We hope that this protocol provides a useful approach to investigate HSC biology, hematopoiesis, and hematology more generally. Since the initial development of the PVA-based culture method for FACS-purified HSCs⁸, the method has been extended. For example, the method has been shown to work with c-Kit enriched with bone marrow and with negative surface charged plates¹⁴. Its compatibility with transduction and electroporation has also been demonstrated^14,15. The in vivo validation of these HSC and c-Kit⁺ HSPC cultures can be found in these publications, while readers can refer to other published protocols for in vivo transplantation protocols²¹. We do not see major differences in lineage chimerism between fresh and cultured HSPCs following transplantation, however, the reconstitution potency of individual HSCs after ex vivo expansion is yet to be determined in detail.

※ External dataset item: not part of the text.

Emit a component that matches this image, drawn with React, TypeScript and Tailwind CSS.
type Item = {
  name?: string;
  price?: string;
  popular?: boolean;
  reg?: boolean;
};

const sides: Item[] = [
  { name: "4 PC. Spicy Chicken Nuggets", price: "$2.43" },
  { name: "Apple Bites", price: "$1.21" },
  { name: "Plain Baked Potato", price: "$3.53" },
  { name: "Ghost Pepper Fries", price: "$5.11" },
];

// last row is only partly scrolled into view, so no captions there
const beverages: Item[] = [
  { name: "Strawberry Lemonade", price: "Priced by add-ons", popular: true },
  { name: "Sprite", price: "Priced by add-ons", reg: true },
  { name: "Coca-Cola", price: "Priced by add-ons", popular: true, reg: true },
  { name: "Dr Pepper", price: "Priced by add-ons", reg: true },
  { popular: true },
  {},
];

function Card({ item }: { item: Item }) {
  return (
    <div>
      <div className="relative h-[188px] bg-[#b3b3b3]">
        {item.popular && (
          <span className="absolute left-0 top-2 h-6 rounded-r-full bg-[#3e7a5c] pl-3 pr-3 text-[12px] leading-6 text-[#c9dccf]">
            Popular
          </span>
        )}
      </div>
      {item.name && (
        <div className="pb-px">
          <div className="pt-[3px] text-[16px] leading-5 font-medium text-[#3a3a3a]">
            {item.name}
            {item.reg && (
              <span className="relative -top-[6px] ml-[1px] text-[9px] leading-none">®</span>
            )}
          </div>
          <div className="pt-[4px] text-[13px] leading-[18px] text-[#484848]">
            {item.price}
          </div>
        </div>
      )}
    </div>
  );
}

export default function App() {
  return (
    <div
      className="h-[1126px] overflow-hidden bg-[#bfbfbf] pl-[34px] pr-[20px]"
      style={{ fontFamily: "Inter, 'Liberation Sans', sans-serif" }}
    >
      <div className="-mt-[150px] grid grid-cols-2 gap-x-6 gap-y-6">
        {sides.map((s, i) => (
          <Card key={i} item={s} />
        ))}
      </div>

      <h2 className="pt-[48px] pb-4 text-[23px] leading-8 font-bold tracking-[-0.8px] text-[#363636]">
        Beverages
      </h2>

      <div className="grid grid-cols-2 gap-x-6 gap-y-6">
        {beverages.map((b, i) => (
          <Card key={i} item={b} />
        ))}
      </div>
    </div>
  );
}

The large numbers of HSCs generated by this approach opens up new ways to interrogate HSCs using molecular or biochemical assays that require large cell numbers. Additionally, being able to generate genetically modified HSCs within these culture systems should allow us to further probe the mechanisms regulating HSC activity and the hematopoietic system. For example, these systems are amenable to performing genetic screens¹⁶.

Mechanistically, we do not yet fully understand why PVA and other polymers can replace serum albumin and support efficient HSC expansion; we believe PVA at least partially replaces serum albumin through stabilizing cytokines within the media⁹. Additionally, the lack of poorly defined bioactive contaminants found in serum albumin products appears to reduce HSC differentiation. The use of synthetic polymers should also help to reduce batch-to-batch variability and confounding effects associated with these bioactive contaminants when studying HSCs ex vivo²². There is also still more to be learnt regarding why certain polymers provide better support for HSCs ex vivo.

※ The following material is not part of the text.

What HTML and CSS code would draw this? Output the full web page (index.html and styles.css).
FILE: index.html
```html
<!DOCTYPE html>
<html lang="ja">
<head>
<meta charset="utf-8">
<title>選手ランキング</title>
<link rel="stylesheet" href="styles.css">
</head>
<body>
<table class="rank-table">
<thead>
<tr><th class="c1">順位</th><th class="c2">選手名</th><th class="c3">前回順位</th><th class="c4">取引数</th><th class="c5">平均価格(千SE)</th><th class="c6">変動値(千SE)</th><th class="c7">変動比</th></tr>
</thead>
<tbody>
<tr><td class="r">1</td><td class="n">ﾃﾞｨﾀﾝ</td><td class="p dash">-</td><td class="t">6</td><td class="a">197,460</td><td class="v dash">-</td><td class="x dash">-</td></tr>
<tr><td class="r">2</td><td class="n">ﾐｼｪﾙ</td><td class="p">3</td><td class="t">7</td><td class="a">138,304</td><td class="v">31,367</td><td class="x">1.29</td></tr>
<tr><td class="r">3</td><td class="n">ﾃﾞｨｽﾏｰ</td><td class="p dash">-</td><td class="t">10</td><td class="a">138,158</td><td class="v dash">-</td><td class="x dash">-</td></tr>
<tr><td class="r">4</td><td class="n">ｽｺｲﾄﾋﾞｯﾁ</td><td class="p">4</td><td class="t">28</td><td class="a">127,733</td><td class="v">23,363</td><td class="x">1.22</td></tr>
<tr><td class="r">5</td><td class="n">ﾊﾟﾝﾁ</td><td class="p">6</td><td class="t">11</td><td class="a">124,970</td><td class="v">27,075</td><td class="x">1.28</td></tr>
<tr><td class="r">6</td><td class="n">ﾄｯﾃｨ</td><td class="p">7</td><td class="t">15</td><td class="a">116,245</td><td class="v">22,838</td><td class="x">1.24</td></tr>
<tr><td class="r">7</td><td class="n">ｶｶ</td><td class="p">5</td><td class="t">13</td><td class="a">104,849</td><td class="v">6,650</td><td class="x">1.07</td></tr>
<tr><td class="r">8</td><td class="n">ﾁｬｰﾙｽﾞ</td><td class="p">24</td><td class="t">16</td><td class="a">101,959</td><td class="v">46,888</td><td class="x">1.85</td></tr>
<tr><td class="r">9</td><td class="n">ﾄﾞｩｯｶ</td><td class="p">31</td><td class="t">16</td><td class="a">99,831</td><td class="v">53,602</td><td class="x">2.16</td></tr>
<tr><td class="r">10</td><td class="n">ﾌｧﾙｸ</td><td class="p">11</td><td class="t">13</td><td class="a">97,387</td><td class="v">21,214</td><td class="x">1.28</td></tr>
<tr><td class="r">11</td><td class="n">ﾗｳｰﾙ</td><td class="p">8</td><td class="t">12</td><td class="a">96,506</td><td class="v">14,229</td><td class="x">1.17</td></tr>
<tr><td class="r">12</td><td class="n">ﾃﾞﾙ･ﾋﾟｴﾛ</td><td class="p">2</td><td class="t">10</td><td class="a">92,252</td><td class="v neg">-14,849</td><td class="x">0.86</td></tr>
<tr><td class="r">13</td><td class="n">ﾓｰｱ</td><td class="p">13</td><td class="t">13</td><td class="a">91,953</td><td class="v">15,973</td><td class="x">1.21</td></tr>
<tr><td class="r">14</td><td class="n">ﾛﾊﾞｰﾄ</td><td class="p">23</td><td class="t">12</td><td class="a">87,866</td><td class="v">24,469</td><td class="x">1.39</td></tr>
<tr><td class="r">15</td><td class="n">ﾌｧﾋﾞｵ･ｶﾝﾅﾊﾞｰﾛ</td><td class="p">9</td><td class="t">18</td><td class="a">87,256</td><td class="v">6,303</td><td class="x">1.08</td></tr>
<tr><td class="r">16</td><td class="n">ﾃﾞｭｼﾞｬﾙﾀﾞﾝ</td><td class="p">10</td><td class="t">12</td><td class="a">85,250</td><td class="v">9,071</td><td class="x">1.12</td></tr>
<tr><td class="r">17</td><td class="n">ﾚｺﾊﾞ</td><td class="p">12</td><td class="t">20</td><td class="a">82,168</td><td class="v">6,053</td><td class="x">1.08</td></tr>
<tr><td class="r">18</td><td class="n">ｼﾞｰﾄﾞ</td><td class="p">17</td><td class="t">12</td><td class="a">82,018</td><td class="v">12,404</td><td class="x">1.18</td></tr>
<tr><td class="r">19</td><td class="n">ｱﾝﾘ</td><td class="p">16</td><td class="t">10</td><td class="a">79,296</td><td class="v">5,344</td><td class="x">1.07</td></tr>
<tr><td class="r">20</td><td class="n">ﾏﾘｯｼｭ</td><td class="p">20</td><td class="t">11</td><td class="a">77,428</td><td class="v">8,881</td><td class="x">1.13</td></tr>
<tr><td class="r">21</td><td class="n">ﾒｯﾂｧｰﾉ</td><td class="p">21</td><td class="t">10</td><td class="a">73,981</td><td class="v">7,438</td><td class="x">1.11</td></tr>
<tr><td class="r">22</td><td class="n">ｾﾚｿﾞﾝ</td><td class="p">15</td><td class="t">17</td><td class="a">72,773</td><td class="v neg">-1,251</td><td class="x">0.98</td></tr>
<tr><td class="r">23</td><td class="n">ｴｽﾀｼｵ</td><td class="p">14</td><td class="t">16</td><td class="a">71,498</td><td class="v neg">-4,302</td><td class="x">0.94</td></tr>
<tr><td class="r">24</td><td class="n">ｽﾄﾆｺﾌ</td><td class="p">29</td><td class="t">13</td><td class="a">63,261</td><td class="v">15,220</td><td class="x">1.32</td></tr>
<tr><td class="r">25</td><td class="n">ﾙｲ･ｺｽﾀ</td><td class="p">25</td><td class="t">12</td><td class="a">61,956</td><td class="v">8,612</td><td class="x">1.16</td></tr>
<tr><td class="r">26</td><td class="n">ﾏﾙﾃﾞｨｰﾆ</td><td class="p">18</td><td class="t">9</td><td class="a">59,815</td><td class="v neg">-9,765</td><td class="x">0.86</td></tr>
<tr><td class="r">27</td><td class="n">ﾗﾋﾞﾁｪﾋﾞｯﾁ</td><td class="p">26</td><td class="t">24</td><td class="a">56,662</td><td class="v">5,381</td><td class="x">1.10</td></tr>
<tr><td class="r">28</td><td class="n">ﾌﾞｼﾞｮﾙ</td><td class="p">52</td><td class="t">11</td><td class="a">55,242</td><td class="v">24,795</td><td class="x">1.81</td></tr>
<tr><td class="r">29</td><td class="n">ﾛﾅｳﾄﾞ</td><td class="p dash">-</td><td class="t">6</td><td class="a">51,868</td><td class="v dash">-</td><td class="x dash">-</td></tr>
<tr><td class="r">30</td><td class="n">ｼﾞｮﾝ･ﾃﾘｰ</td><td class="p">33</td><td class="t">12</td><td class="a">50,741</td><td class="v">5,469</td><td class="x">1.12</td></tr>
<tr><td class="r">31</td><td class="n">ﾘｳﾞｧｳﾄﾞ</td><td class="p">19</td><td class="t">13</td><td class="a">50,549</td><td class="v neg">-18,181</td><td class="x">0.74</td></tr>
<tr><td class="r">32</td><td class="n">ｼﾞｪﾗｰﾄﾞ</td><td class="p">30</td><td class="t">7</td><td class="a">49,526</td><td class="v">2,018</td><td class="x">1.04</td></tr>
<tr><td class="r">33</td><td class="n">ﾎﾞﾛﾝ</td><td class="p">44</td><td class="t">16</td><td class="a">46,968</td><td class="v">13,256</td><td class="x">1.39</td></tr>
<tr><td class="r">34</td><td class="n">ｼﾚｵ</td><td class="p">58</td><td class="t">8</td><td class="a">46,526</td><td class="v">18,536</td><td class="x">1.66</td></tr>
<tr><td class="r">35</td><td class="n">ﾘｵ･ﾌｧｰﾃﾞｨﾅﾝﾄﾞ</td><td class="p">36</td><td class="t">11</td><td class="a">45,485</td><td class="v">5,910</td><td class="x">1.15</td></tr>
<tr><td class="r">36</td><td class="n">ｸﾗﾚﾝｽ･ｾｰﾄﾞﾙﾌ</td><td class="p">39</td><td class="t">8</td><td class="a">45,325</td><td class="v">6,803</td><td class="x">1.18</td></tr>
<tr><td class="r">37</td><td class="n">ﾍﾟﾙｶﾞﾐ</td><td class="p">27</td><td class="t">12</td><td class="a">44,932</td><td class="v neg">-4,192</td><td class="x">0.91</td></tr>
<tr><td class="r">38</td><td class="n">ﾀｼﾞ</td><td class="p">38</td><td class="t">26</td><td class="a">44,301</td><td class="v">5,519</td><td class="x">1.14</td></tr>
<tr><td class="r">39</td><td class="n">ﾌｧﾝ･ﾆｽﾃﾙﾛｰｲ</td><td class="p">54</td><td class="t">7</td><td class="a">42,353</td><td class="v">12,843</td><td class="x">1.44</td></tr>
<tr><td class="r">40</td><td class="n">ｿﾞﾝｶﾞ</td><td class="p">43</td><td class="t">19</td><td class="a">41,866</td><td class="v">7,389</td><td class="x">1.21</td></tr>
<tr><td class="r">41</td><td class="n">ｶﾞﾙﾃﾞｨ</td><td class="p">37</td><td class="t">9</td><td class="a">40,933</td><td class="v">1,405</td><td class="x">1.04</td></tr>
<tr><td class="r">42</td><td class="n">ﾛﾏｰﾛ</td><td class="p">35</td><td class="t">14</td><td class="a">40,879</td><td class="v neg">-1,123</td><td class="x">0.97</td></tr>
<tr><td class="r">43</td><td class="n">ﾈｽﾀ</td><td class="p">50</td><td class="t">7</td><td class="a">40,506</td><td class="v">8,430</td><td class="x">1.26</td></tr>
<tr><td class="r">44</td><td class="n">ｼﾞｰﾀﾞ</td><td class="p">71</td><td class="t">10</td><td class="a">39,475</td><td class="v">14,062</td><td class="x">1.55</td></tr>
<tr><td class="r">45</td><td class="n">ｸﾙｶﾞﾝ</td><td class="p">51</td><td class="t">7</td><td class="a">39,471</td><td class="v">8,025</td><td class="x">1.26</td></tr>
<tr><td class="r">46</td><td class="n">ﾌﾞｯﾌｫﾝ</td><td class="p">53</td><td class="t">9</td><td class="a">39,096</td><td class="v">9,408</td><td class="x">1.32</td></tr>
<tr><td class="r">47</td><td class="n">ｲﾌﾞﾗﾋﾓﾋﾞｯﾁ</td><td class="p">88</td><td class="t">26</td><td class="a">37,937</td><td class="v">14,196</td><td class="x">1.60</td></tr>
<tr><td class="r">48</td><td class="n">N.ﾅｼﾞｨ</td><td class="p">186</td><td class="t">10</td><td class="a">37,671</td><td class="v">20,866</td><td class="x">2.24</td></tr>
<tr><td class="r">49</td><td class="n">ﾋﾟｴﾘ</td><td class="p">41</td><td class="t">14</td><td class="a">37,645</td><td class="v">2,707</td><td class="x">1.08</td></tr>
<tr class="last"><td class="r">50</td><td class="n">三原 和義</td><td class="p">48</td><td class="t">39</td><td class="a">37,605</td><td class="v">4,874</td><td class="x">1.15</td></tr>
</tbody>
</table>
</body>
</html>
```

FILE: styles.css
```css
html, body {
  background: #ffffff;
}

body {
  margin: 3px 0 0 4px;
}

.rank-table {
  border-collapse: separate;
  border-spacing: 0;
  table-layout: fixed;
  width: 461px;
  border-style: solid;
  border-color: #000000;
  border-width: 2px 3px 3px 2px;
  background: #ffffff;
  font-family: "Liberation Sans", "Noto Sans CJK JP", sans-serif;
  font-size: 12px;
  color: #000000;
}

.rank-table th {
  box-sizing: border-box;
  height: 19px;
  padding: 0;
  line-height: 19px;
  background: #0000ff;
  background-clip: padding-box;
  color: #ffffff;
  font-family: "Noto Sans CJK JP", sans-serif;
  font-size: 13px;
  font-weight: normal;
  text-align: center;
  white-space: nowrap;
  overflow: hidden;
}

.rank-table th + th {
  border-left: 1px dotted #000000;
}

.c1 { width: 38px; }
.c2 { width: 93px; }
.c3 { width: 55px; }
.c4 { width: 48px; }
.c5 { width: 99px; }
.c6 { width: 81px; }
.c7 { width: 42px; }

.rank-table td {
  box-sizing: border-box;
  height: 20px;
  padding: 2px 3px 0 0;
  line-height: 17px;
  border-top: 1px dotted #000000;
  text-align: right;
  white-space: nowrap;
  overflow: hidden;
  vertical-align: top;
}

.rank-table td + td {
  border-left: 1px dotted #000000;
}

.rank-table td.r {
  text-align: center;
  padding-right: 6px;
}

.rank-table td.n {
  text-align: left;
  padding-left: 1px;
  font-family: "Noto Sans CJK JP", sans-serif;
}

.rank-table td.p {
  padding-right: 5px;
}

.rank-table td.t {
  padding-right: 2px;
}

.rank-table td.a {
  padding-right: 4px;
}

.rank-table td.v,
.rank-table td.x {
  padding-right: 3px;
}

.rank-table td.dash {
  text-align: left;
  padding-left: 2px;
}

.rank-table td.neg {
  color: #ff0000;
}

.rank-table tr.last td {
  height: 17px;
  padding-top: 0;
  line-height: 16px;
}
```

While already powerful, further optimization and characterization of these culture protocols should be possible. In particular, it would be useful to improve the purity of HSCs within these cultures. Additional markers distinguishing the long-term HSC compartment from these cultures would also help track and isolate these cell types. It is also of interest to see whether this system can be eventually used to quantify HSC activity ex vivo, without the need for in vivo transplantation assays. We also do not yet understand for how long HSCs can be expanded ex vivo, although it is certainly longer than 6-8 weeks if maintained properly⁸. Finally, while these cultures provide a useful model to study mouse HSCs, it is also important to develop equivalent culture systems for human HSCs to provide a more tractable system to study human HSC biology and hematopoiesis, and eventually, to generate HSCs for clinical stem cell transplantation therapies.